Why do UK politicians so desperately want to limit immigration? If this were simply about winning votes, then we need to ask why UK voters feel so strongly on the matter. Many will answer that people fear immigrants because the media tells them to, because powerful corporations and politicians tell the media to do so. This completes our circular argument. Now circular arguments can still work fine. Perhaps the whole thing is a cycle of politicians grabbing votes and voters encouraging them to grab votes this way.
Or perhaps this entire line of thinking has deep problems and we should look elsewhere for answers.

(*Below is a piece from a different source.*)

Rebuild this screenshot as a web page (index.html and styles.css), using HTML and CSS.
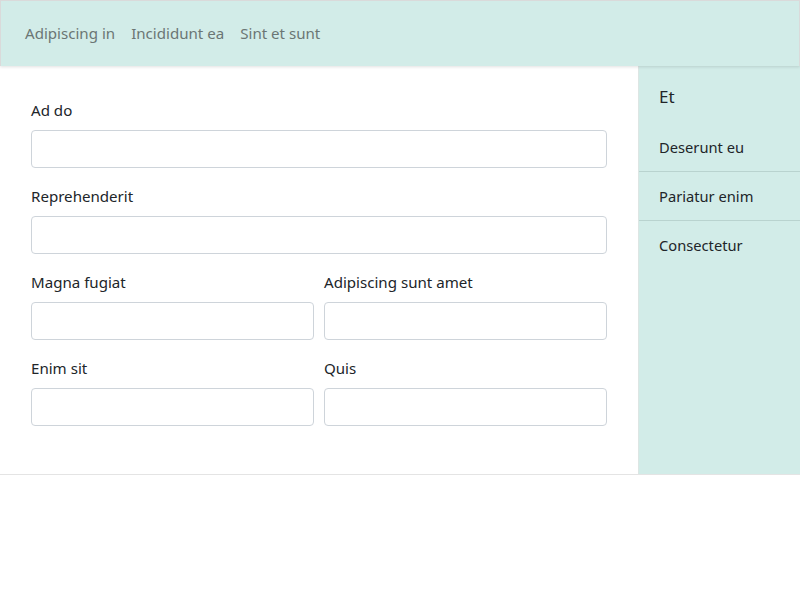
FILE: index.html
```html
<!DOCTYPE html>
<html lang="la">
<head>
<meta charset="utf-8">
<title>Form</title>
<link rel="stylesheet" href="styles.css">
</head>
<body>
<header class="topbar">
  <nav class="nav">
    <a class="nav-link" href="#">Adipiscing in</a>
    <a class="nav-link" href="#">Incididunt ea</a>
    <a class="nav-link" href="#">Sint et sunt</a>
  </nav>
</header>
<div class="layout">
  <main class="content">
    <div class="group">
      <label class="label">Ad do</label>
      <input class="input" type="text">
    </div>
    <div class="group">
      <label class="label">Reprehenderit</label>
      <input class="input" type="text">
    </div>
    <div class="row">
      <div class="group">
        <label class="label">Magna fugiat</label>
        <input class="input" type="text">
      </div>
      <div class="group">
        <label class="label">Adipiscing sunt amet</label>
        <input class="input" type="text">
      </div>
    </div>
    <div class="row">
      <div class="group">
        <label class="label">Enim sit</label>
        <input class="input" type="text">
      </div>
      <div class="group">
        <label class="label">Quis</label>
        <input class="input" type="text">
      </div>
    </div>
  </main>
  <aside class="sidebar">
    <h2 class="side-title">Et</h2>
    <ul class="side-list">
      <li class="side-item">Deserunt eu</li>
      <li class="side-item">Pariatur enim</li>
      <li class="side-item">Consectetur</li>
    </ul>
  </aside>
</div>
</body>
</html>
```
FILE: styles.css
```css
* { box-sizing: border-box; }
html, body { margin: 0; padding: 0; }
body {
  font-family: "Segoe UI", "Noto Sans", "Open Sans", sans-serif;
  font-size: 15.1px;
  line-height: 24px;
  color: #212529;
  background: #fff;
}
.topbar {
  height: 66px;
  background: #d2ece8;
  border: 1px solid #dadada;
  border-bottom: none;
  display: flex;
  align-items: center;
  padding: 0 16px 2px 16px;
  box-shadow: 0 1px 3px rgba(0,0,0,0.12);
  position: relative;
  z-index: 2;
}
.nav { display: flex; }
.nav-link {
  color: #6b7674;
  text-decoration: none;
  padding: 0 8px;
}
.layout {
  display: flex;
  border-bottom: 1px solid #e4e4e4;
  box-shadow: 0 2px 2px rgba(0,0,0,0.05);
  background: #fff;
}
.content {
  flex: 1;
  padding: 32px 31px 32px 31px;
}
.group {
  display: flex;
  flex-direction: column;
  margin-bottom: 16px;
}
.label {
  margin-bottom: 8px;
  line-height: 24px;
}
.input {
  height: 38px;
  border: 1px solid #ced4da;
  border-radius: 4px;
  background: #fff;
  font: inherit;
  padding: 6px 12px;
}
.row {
  display: grid;
  grid-template-columns: 1fr 1fr;
  column-gap: 10px;
}
.sidebar {
  width: 162px;
  background: #d2ece8;
  border-left: 1px solid #dde6e4;
}
.side-title {
  margin: 0;
  font-size: 17px;
  font-weight: 400;
  line-height: 27px;
  padding: 17px 20px 13px 20px;
}
.side-list {
  list-style: none;
  margin: 0;
  padding: 0;
}
.side-item {
  padding: 12px 20px 12px 20px;
  font-size: 14.7px;
  line-height: 24px;
  border-bottom: 1px solid #b9d3cf;
}
.side-item:last-child { border-bottom: none; }
```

I really don't know; but I know that if someone knows that the problem is 'Capitalism', they won't look any further.
Nobody wonders why Satan does what he does.
People speak of capitalism as if the Europeans invented some ideology, and never seem to acknowledge or understand the entirely necessary parts of trade, or how we moved out of a feudal society due to advancing technology.
While watching a documentary in an Anthropology class, I noted that the people had suffered some blight on tomatoes, so only one man had tomatoes left to sell. As a result, the price went up. But when I mentioned this to the lecturer, he rejected the idea, because these people don't live 'in a capitalist society'.
The lecturer didn't seem to understand Maths, and how certain it was that the tomatoes would naturally rise in price once so many died. Let me illustrate with an example.
We have a few tomatoes buyers. One will spend €10 for a tomato, 10 will spend €5, 20 more will spend €1 and 100 more will spend €0.50.
This result does not come from some ideology, or some particular system. It does not even result from money, as the people in question were not trading with cash, but bartering various goods. Money simply makes the situation plain.
The result does not depend upon 'a culture of greed' - no culture (or mammals) exist which don't want something.
Kings, capitalists, and communists - literally any type of government one could name - have profited from selling oil. When people protested the war in Iraq, they held banners saying 'no blood for oil', and certainly, we shouldn't fuel our cars from sources which demand blood. I have no problem with this thinking; but I have a serious problem with those jumping to add the addendum that this problem comes from capitalism, when kings exploit people and vie for oil with exactly the same lethality that any entrepreneur does.
We have plenty of routes to tackle this problem, such as alternative energy production, international agreements, or simply encouraging public transport. But once someone has focussed on 'end capitalism', they have given up on real progress.
Let's return to Communism. People speak about it vaguely, but we must agree on one aspect if we can agree on anything - that communism demands that workers own the means of production.
I want to put everything else aside and look at real ways of achieving this goal.
In cooperative organizations, the workers own the company. Some receive equal shares, other co-ops create other agreements. Co-operatives tend to survive their first five years more often than traditional businesses, so the business model clearly works fine.
By refusing to look at any part of the system except for the system as a whole, people doom their efforts to pure theory. The praxis clearly works when people focus on a particular business, rather than the whole world.
As we can see in the GNU Public Licence, anyone running libre software also owns the software.
The software serves people, rather than corporations. It doesn't show adverts, doesn't track people, and doesn't push people into irritating account-creation.
In fact, I have trouble taking any Marxist seriously who does not run libre software.